§ **The exercise**:
Your task is to repeat the lines below exactly, excluding any pictures they contain.

[Extracted data entries]
---+---
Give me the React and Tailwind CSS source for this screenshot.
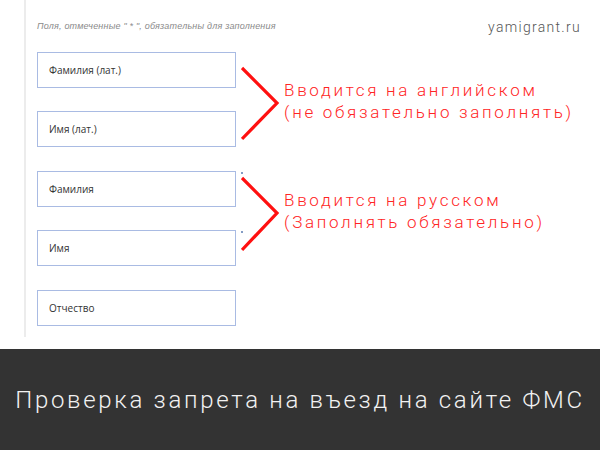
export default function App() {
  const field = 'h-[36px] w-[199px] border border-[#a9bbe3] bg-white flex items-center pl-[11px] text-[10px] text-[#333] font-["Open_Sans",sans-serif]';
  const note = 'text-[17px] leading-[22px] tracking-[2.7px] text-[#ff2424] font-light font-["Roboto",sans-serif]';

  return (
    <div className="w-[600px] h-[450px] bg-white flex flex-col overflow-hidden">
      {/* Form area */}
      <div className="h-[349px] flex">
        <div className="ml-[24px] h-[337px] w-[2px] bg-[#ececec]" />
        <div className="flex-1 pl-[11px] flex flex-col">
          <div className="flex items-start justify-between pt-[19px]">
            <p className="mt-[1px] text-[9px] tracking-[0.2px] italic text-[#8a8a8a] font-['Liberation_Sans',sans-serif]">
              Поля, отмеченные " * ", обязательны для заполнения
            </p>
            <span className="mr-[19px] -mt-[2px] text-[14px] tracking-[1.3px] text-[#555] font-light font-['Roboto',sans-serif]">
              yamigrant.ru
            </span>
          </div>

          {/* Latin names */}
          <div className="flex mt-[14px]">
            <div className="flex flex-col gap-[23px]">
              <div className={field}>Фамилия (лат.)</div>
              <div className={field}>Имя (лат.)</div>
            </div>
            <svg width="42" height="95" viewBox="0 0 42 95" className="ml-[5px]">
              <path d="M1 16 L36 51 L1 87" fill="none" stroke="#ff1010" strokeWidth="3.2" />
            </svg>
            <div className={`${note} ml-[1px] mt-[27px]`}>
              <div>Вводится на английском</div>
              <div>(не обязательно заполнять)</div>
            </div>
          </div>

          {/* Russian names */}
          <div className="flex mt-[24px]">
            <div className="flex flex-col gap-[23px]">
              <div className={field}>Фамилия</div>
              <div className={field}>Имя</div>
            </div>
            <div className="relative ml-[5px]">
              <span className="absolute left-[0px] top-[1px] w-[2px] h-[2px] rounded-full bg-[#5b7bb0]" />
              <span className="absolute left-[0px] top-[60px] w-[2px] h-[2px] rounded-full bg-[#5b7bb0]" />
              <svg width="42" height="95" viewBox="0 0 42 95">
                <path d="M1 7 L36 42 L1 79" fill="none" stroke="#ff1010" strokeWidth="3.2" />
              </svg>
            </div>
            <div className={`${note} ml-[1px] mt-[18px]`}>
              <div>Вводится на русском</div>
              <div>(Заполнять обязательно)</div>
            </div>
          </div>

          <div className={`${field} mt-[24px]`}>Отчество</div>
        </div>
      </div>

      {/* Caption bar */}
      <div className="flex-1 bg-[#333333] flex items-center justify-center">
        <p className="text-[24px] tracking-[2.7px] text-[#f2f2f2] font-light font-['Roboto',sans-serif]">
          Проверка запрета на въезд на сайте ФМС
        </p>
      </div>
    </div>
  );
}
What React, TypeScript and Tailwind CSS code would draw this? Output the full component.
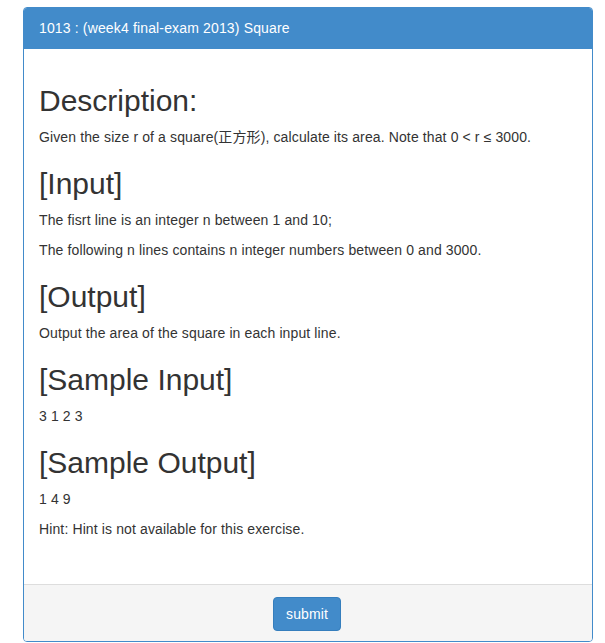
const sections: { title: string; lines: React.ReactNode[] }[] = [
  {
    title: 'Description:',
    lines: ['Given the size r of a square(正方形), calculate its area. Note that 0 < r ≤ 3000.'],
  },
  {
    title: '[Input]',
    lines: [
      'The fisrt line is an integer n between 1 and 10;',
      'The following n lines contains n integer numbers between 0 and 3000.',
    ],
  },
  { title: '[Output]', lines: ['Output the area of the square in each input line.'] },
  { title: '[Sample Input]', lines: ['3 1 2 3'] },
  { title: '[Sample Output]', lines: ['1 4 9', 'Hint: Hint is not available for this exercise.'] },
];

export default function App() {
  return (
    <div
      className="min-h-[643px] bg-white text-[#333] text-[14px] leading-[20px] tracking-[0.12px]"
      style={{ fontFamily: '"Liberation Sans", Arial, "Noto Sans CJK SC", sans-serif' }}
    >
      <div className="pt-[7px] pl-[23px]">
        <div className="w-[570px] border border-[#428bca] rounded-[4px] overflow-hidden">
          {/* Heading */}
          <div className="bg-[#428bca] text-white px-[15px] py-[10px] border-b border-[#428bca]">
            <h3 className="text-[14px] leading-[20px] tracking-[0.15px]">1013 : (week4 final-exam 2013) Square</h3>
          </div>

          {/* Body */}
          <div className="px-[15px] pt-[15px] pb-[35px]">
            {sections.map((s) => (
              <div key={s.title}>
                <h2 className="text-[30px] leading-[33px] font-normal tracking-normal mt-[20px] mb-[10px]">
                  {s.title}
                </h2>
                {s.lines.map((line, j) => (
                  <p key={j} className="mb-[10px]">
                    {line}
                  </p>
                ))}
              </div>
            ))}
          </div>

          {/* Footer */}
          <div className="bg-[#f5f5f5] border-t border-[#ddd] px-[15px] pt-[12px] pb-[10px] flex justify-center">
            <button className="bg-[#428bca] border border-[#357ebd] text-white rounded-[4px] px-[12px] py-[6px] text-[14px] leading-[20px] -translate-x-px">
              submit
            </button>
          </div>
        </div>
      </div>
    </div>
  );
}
---+---
§ **Written solution**:
Give me the React and Tailwind CSS source for this screenshot.
export default function App() {
  const field = 'h-[36px] w-[199px] border border-[#a9bbe3] bg-white flex items-center pl-[11px] text-[10px] text-[#333] font-["Open_Sans",sans-serif]';
  const note = 'text-[17px] leading-[22px] tracking-[2.7px] text-[#ff2424] font-light font-["Roboto",sans-serif]';

  return (
    <div className="w-[600px] h-[450px] bg-white flex flex-col overflow-hidden">
      {/* Form area */}
      <div className="h-[349px] flex">
        <div className="ml-[24px] h-[337px] w-[2px] bg-[#ececec]" />
        <div className="flex-1 pl-[11px] flex flex-col">
          <div className="flex items-start justify-between pt-[19px]">
            <p className="mt-[1px] text-[9px] tracking-[0.2px] italic text-[#8a8a8a] font-['Liberation_Sans',sans-serif]">
              Поля, отмеченные " * ", обязательны для заполнения
            </p>
            <span className="mr-[19px] -mt-[2px] text-[14px] tracking-[1.3px] text-[#555] font-light font-['Roboto',sans-serif]">
              yamigrant.ru
            </span>
          </div>

          {/* Latin names */}
          <div className="flex mt-[14px]">
            <div className="flex flex-col gap-[23px]">
              <div className={field}>Фамилия (лат.)</div>
              <div className={field}>Имя (лат.)</div>
            </div>
            <svg width="42" height="95" viewBox="0 0 42 95" className="ml-[5px]">
              <path d="M1 16 L36 51 L1 87" fill="none" stroke="#ff1010" strokeWidth="3.2" />
            </svg>
            <div className={`${note} ml-[1px] mt-[27px]`}>
              <div>Вводится на английском</div>
              <div>(не обязательно заполнять)</div>
            </div>
          </div>

          {/* Russian names */}
          <div className="flex mt-[24px]">
            <div className="flex flex-col gap-[23px]">
              <div className={field}>Фамилия</div>
              <div className={field}>Имя</div>
            </div>
            <div className="relative ml-[5px]">
              <span className="absolute left-[0px] top-[1px] w-[2px] h-[2px] rounded-full bg-[#5b7bb0]" />
              <span className="absolute left-[0px] top-[60px] w-[2px] h-[2px] rounded-full bg-[#5b7bb0]" />
              <svg width="42" height="95" viewBox="0 0 42 95">
                <path d="M1 7 L36 42 L1 79" fill="none" stroke="#ff1010" strokeWidth="3.2" />
              </svg>
            </div>
            <div className={`${note} ml-[1px] mt-[18px]`}>
              <div>Вводится на русском</div>
              <div>(Заполнять обязательно)</div>
            </div>
          </div>

          <div className={`${field} mt-[24px]`}>Отчество</div>
        </div>
      </div>

      {/* Caption bar */}
      <div className="flex-1 bg-[#333333] flex items-center justify-center">
        <p className="text-[24px] tracking-[2.7px] text-[#f2f2f2] font-light font-['Roboto',sans-serif]">
          Проверка запрета на въезд на сайте ФМС
        </p>
      </div>
    </div>
  );
}
What React, TypeScript and Tailwind CSS code would draw this? Output the full component.
const sections: { title: string; lines: React.ReactNode[] }[] = [
  {
    title: 'Description:',
    lines: ['Given the size r of a square(正方形), calculate its area. Note that 0 < r ≤ 3000.'],
  },
  {
    title: '[Input]',
    lines: [
      'The fisrt line is an integer n between 1 and 10;',
      'The following n lines contains n integer numbers between 0 and 3000.',
    ],
  },
  { title: '[Output]', lines: ['Output the area of the square in each input line.'] },
  { title: '[Sample Input]', lines: ['3 1 2 3'] },
  { title: '[Sample Output]', lines: ['1 4 9', 'Hint: Hint is not available for this exercise.'] },
];

export default function App() {
  return (
    <div
      className="min-h-[643px] bg-white text-[#333] text-[14px] leading-[20px] tracking-[0.12px]"
      style={{ fontFamily: '"Liberation Sans", Arial, "Noto Sans CJK SC", sans-serif' }}
    >
      <div className="pt-[7px] pl-[23px]">
        <div className="w-[570px] border border-[#428bca] rounded-[4px] overflow-hidden">
          {/* Heading */}
          <div className="bg-[#428bca] text-white px-[15px] py-[10px] border-b border-[#428bca]">
            <h3 className="text-[14px] leading-[20px] tracking-[0.15px]">1013 : (week4 final-exam 2013) Square</h3>
          </div>

          {/* Body */}
          <div className="px-[15px] pt-[15px] pb-[35px]">
            {sections.map((s) => (
              <div key={s.title}>
                <h2 className="text-[30px] leading-[33px] font-normal tracking-normal mt-[20px] mb-[10px]">
                  {s.title}
                </h2>
                {s.lines.map((line, j) => (
                  <p key={j} className="mb-[10px]">
                    {line}
                  </p>
                ))}
              </div>
            ))}
          </div>

          {/* Footer */}
          <div className="bg-[#f5f5f5] border-t border-[#ddd] px-[15px] pt-[12px] pb-[10px] flex justify-center">
            <button className="bg-[#428bca] border border-[#357ebd] text-white rounded-[4px] px-[12px] py-[6px] text-[14px] leading-[20px] -translate-x-px">
              submit
            </button>
          </div>
        </div>
      </div>
    </div>
  );
}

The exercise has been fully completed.